Pour rappel, cinq critères ont été examinés. Sur le coût global de l'offre (critère pondéré à 25 %) - à savoir la valeur actuelle nette des redevances demandées à l'État - le candidat en tête s'est montré nettement meilleur que les deux autres après uniformisation des modes de calcul, avec notamment la prise en compte des éléments fiscaux et des index de révision de prix. Je précise que le coût pour l'État était, dans les trois cas, supérieur à ce qui avait été estimé initialement.

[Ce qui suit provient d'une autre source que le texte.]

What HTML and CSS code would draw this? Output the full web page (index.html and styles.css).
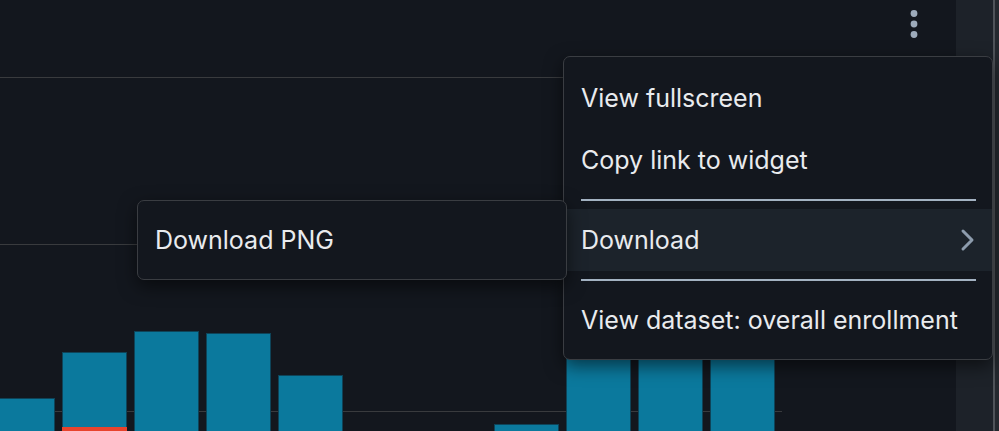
FILE: index.html
```html
<!DOCTYPE html>
<html lang="en">
<head>
<meta charset="utf-8">
<title>Widget menu</title>
<link rel="stylesheet" href="styles.css">
</head>
<body>
<div class="page">
  <div class="chart">
    <div class="chart-header">
      <button class="kebab" aria-label="More options">
        <svg width="8" height="28" viewBox="0 0 8 28"><circle cx="4" cy="3.5" r="3.4" fill="#9dabbb"/><circle cx="4" cy="14" r="3.4" fill="#9dabbb"/><circle cx="4" cy="24.5" r="3.4" fill="#9dabbb"/></svg>
      </button>
    </div>
    <div class="plot">
      <div class="grid-row"></div>
      <div class="grid-row"></div>
      <div class="grid-row last"></div>
      <div class="bars">
        <div class="bar" style="height:33px"></div>
        <div class="bar stacked" style="height:79px"><div class="bar-seg"></div></div>
        <div class="bar" style="height:100px"></div>
        <div class="bar" style="height:98px"></div>
        <div class="bar" style="height:56px"></div>
        <div class="bar empty"></div>
        <div class="bar empty"></div>
        <div class="bar" style="height:7px"></div>
        <div class="bar" style="height:92px"></div>
        <div class="bar" style="height:100px"></div>
        <div class="bar" style="height:88px"></div>
      </div>
    </div>
    <div class="menu main-menu">
      <div class="menu-item">View fullscreen</div>
      <div class="menu-item">Copy link to widget</div>
      <div class="menu-divider"></div>
      <div class="menu-item active">
        <span>Download</span>
        <svg class="chevron" width="15" height="24" viewBox="0 0 15 24"><path d="M3 3 L12 12 L3 21" fill="none" stroke="#8d9cad" stroke-width="3" stroke-linecap="round" stroke-linejoin="round"/></svg>
      </div>
      <div class="menu-divider"></div>
      <div class="menu-item">View dataset: overall enrollment</div>
    </div>
    <div class="menu sub-menu">
      <div class="menu-item">Download PNG</div>
    </div>
  </div>
  <div class="strip">
    <div class="strip-fill"></div>
    <div class="strip-edge"></div>
    <div class="strip-tail"></div>
  </div>
</div>
</body>
</html>
```
FILE: styles.css
```css
* { box-sizing: border-box; }
html, body {
  margin: 0;
  padding: 0;
  background: #13171e;
  width: 999px;
  height: 431px;
  overflow: hidden;
  font-family: Inter, "Noto Sans", "Liberation Sans", sans-serif;
}
.page {
  display: flex;
  width: 999px;
  height: 431px;
}
.chart {
  position: relative;
  width: 956px;
  height: 431px;
}
.chart-header {
  height: 77px;
  display: flex;
  justify-content: flex-end;
  align-items: flex-start;
  padding: 10px 38px 0 0;
}
.kebab {
  border: 0;
  padding: 0;
  margin: 0;
  background: none;
  display: block;
  line-height: 0;
}
.plot {
  position: relative;
  width: 782px;
  height: 354px;
  display: flex;
  flex-direction: column;
}
.grid-row {
  height: 167px;
  flex: none;
  border-top: 1.5px solid #393b3e;
}
.grid-row.last {
  flex: 1;
  height: auto;
}
.bars {
  position: absolute;
  left: -10px;
  bottom: 0;
  display: flex;
  align-items: flex-end;
  gap: 7px;
}
.bar {
  width: 65px;
  background: #0b799d;
  border: 1px solid #0e4459;
  border-bottom: 0;
  position: relative;
}
.bar.empty { height: 0; border: 0; }
.bar-seg {
  position: absolute;
  left: -1px;
  right: -1px;
  bottom: 0;
  height: 4px;
  background: #e8432c;
}
.menu {
  position: absolute;
  width: 430px;
  background: #13171e;
  border: 1px solid #3a3d42;
  border-radius: 7px;
  padding: 8px 0;
  box-shadow: 0 6px 18px rgba(0, 0, 0, 0.55);
  color: #e9ebee;
  font-size: 25px;
}
.main-menu {
  left: 563px;
  top: 56px;
  padding-top: 10px;
}
.sub-menu {
  left: 137px;
  top: 200px;
}
.menu-item {
  height: 62px;
  display: flex;
  align-items: center;
  justify-content: space-between;
  padding: 0 17px 0 17px;
  white-space: nowrap;
}
.menu-item.active {
  background: #1c232b;
}
.chevron { display: block; }
.menu-divider {
  height: 2px;
  margin: 8px 16px 8px 17px;
  background: #a3b2c2;
}
.strip {
  display: flex;
  width: 43px;
  height: 431px;
}
.strip-fill { flex: 1; background: #1d2229; }
.strip-edge { width: 2px; background: #4f5359; }
.strip-tail { width: 4px; background: #24282e; }
```
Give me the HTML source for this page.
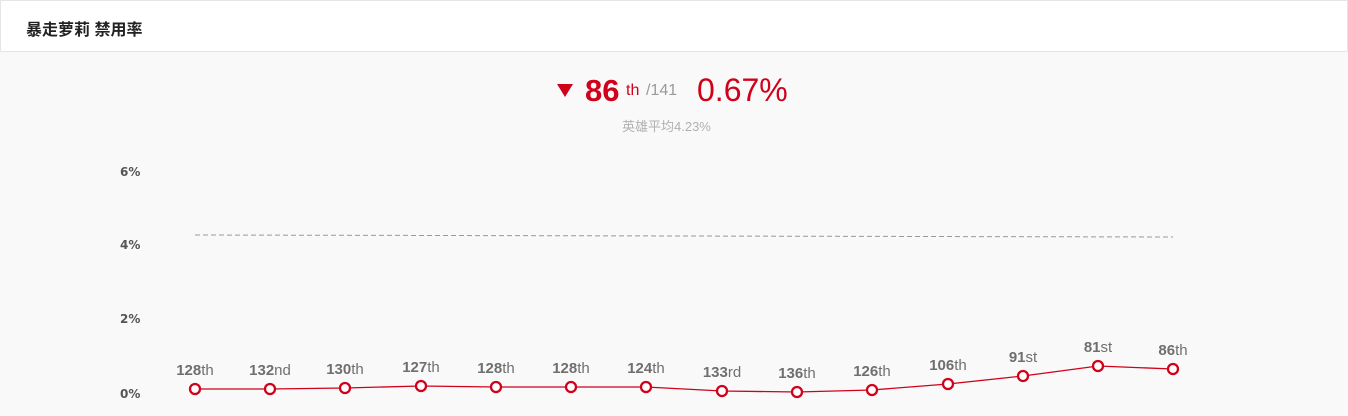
<!DOCTYPE html>
<html><head><meta charset="utf-8">
<style>
html,body{margin:0;padding:0;width:1348px;height:416px;overflow:hidden;background:#f9f9f9;font-family:"Liberation Sans","Noto Sans CJK SC",sans-serif;}
.hd{position:absolute;left:0;top:0;width:1346px;height:50px;background:#fff;border:1px solid #e5e5e5;}
.hd span{position:absolute;left:25px;top:15px;font-size:16px;font-weight:bold;color:#222;}
svg{position:absolute;left:0;top:0;}
</style></head><body>
<div class="hd"><span>暴走萝莉 禁用率</span></div>
<svg width="1348" height="416" xmlns="http://www.w3.org/2000/svg" font-family="Liberation Sans, Noto Sans CJK SC, sans-serif">
<polygon points="557,84 573,84 565,97" fill="#d0021b"/>
<text x="585" y="101" font-size="31" font-weight="bold" fill="#d0021b">86</text>
<text x="626" y="95" font-size="16" fill="#d0021b">th</text>
<text x="646" y="95" font-size="16" fill="#999">/141</text>
<text x="697" y="101" font-size="32" fill="#d0021b">0.67%</text>
<text x="622" y="131" font-size="13" fill="#b0b0b0">英雄平均4.23%</text>
<g font-family="DejaVu Sans, sans-serif" font-size="12" font-weight="bold" fill="#555">
<text x="120" y="176">6%</text>
<text x="120" y="249">4%</text>
<text x="120" y="323">2%</text>
<text x="120" y="398">0%</text>
</g>
<line x1="195" y1="235" x2="1173" y2="237" stroke="#999" stroke-width="1" stroke-dasharray="5,3"/>
<polyline fill="none" stroke="#d0021b" stroke-width="1.3" points="195,389 270,389 345,388 421,386 496,387 571,387 646,387 722,391 797,392 872,390 948,384 1023,376 1098,366 1173,369"/>
<g fill="#fff" stroke="#d0021b" stroke-width="2.3">
<circle cx="195" cy="389" r="5"/><circle cx="270" cy="389" r="5"/><circle cx="345" cy="388" r="5"/><circle cx="421" cy="386" r="5"/><circle cx="496" cy="387" r="5"/><circle cx="571" cy="387" r="5"/><circle cx="646" cy="387" r="5"/><circle cx="722" cy="391" r="5"/><circle cx="797" cy="392" r="5"/><circle cx="872" cy="390" r="5"/><circle cx="948" cy="384" r="5"/><circle cx="1023" cy="376" r="5"/><circle cx="1098" cy="366" r="5"/><circle cx="1173" cy="369" r="5"/>
</g>
<g font-family="Liberation Sans, sans-serif" font-size="15" fill="#6f6f6f" text-anchor="middle">
<text x="195" y="375"><tspan font-weight="bold">128</tspan>th</text>
<text x="270" y="375"><tspan font-weight="bold">132</tspan>nd</text>
<text x="345" y="374"><tspan font-weight="bold">130</tspan>th</text>
<text x="421" y="372"><tspan font-weight="bold">127</tspan>th</text>
<text x="496" y="373"><tspan font-weight="bold">128</tspan>th</text>
<text x="571" y="373"><tspan font-weight="bold">128</tspan>th</text>
<text x="646" y="373"><tspan font-weight="bold">124</tspan>th</text>
<text x="722" y="377"><tspan font-weight="bold">133</tspan>rd</text>
<text x="797" y="378"><tspan font-weight="bold">136</tspan>th</text>
<text x="872" y="376"><tspan font-weight="bold">126</tspan>th</text>
<text x="948" y="370"><tspan font-weight="bold">106</tspan>th</text>
<text x="1023" y="362"><tspan font-weight="bold">91</tspan>st</text>
<text x="1098" y="352"><tspan font-weight="bold">81</tspan>st</text>
<text x="1173" y="355"><tspan font-weight="bold">86</tspan>th</text>
</g>
</svg>
</body></html>
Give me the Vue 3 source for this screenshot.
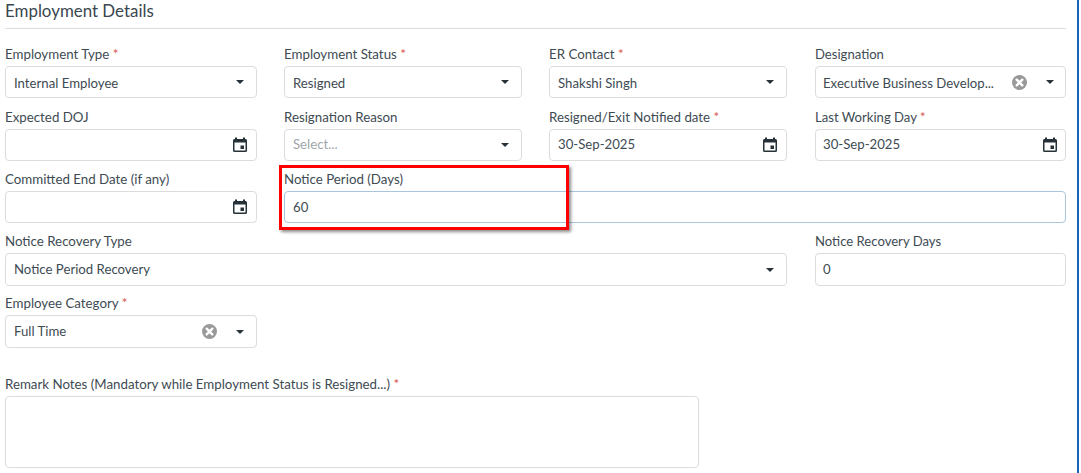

Le deuxième groupe de critère concernait la qualité technique du projet, comprenant la qualité globale des ouvrages, des équipements et des biens immatériels pour 30 %.,En troisième lieu, la robustesse du financement, y compris la solidité des garanties et le niveau des engagements éventuellement demandés à l'État (15 %). En quatrième lieu, le délai de mise en service du dispositif, la crédibilité des moyens proposés pour le respecter et les garanties associées proposées par le candidat (15 %) constitue un critère assez complexe à apprécier compte tenu des nombreux aléas présents sur les « chemins critiques » présentés par chaque candidat. Sur ces chemins critiques, il y avait un certain nombre de facteurs sur lesquels la probabilité devait être crédible. C'est sur ce point que la note du candidat en tête a été revue légèrement à la baisse en raison de quelques incertitudes dans la mesure où les délais annoncés dépendaient, dans une petite mesure, de l'attitude de l'État. Étaient également pris en compte des objectifs de performance, y compris en matière de développement durable, appréciés selon plusieurs indicateurs, ainsi que la crédibilité des moyens proposés pour les atteindre (10 %) et, enfin, la part du contrat confiée aux PME (5 %). Au total, l'offre de l'un des trois candidats se détachait nettement des deux autres.